Filter these entries so that only lines with the word "this" remain.

▶ _EXERCISE MATERIALS_
** begin **

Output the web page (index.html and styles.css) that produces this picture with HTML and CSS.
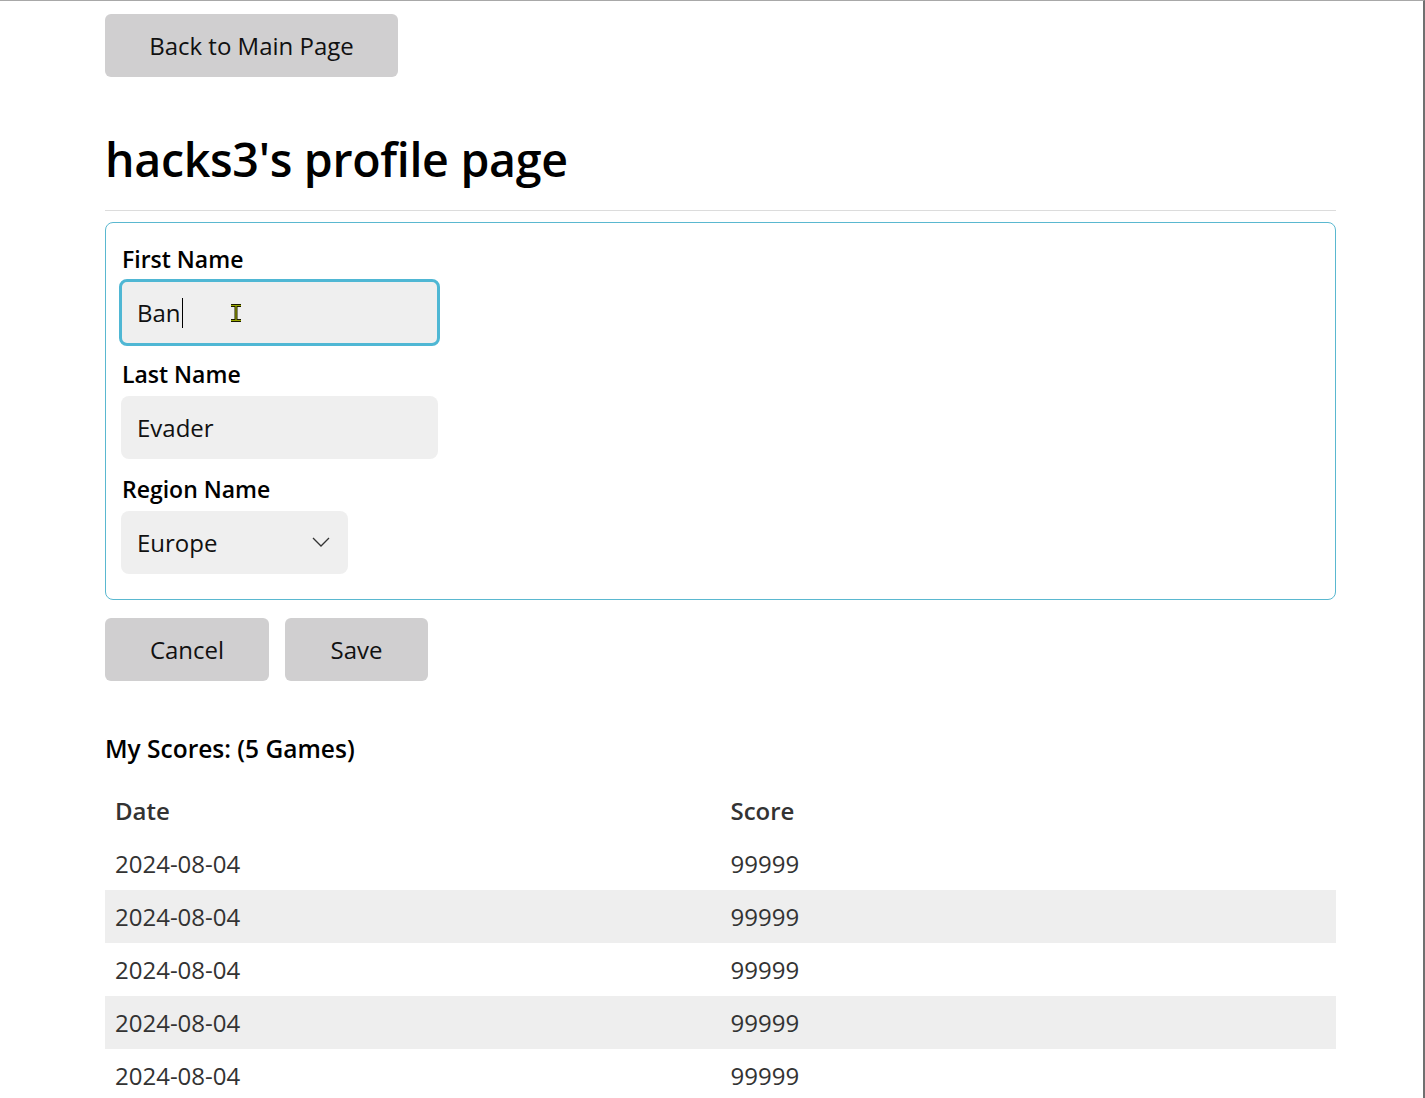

** end **
** begin **

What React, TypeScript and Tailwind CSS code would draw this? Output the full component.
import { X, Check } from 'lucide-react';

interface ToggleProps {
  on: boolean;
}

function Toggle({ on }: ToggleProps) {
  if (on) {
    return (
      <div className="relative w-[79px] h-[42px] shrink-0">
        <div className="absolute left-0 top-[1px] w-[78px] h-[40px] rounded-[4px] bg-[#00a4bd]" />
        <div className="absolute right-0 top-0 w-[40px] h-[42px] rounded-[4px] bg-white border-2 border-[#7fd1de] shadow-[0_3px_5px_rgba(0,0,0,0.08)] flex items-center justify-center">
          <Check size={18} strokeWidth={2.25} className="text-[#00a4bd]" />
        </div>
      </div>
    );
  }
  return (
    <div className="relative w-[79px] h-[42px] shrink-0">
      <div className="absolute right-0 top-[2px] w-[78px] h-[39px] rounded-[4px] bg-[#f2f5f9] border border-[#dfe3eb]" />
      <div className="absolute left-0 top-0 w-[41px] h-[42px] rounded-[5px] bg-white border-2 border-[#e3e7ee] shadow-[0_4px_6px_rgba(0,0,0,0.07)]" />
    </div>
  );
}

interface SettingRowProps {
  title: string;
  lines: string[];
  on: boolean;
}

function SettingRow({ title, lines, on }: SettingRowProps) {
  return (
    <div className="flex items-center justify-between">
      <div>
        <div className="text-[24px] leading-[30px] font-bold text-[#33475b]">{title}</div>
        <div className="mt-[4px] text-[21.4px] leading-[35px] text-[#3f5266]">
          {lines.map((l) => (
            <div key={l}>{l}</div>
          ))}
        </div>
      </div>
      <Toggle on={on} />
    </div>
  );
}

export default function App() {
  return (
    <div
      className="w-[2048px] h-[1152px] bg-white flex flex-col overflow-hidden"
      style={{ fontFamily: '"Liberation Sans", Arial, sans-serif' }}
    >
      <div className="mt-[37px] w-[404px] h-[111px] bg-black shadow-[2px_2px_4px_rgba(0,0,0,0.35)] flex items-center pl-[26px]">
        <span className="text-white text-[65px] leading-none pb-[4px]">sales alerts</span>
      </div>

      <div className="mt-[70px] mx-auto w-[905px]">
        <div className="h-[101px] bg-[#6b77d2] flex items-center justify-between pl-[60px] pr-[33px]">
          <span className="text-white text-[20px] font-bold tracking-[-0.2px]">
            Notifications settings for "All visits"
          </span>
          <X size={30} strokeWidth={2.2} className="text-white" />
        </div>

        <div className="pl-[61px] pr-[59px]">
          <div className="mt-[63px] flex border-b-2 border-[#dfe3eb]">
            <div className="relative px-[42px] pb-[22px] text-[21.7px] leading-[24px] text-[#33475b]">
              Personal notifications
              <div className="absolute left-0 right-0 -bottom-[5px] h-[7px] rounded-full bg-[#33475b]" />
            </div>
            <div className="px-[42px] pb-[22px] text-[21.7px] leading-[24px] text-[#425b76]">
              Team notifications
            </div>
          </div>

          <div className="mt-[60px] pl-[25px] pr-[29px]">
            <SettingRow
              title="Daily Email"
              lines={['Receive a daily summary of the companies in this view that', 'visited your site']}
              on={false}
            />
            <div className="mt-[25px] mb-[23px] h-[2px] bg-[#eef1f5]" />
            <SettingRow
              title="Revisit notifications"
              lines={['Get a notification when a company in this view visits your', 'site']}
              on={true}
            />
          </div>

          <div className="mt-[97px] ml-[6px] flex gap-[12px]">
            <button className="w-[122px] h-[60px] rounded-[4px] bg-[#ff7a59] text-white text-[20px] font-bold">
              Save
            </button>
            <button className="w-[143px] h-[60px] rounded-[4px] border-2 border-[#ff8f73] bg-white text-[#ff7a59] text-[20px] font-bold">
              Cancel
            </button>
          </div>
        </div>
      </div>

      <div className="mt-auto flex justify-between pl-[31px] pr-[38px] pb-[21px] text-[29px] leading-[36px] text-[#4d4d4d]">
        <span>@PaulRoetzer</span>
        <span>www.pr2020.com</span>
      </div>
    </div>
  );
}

** end **

▶ _RESULT OF THE EXERCISE_
Output the web page (index.html and styles.css) that produces this picture with HTML and CSS.
What React, TypeScript and Tailwind CSS code would draw this? Output the full component.
              lines={['Receive a daily summary of the companies in this view that', 'visited your site']}
              lines={['Get a notification when a company in this view visits your', 'site']}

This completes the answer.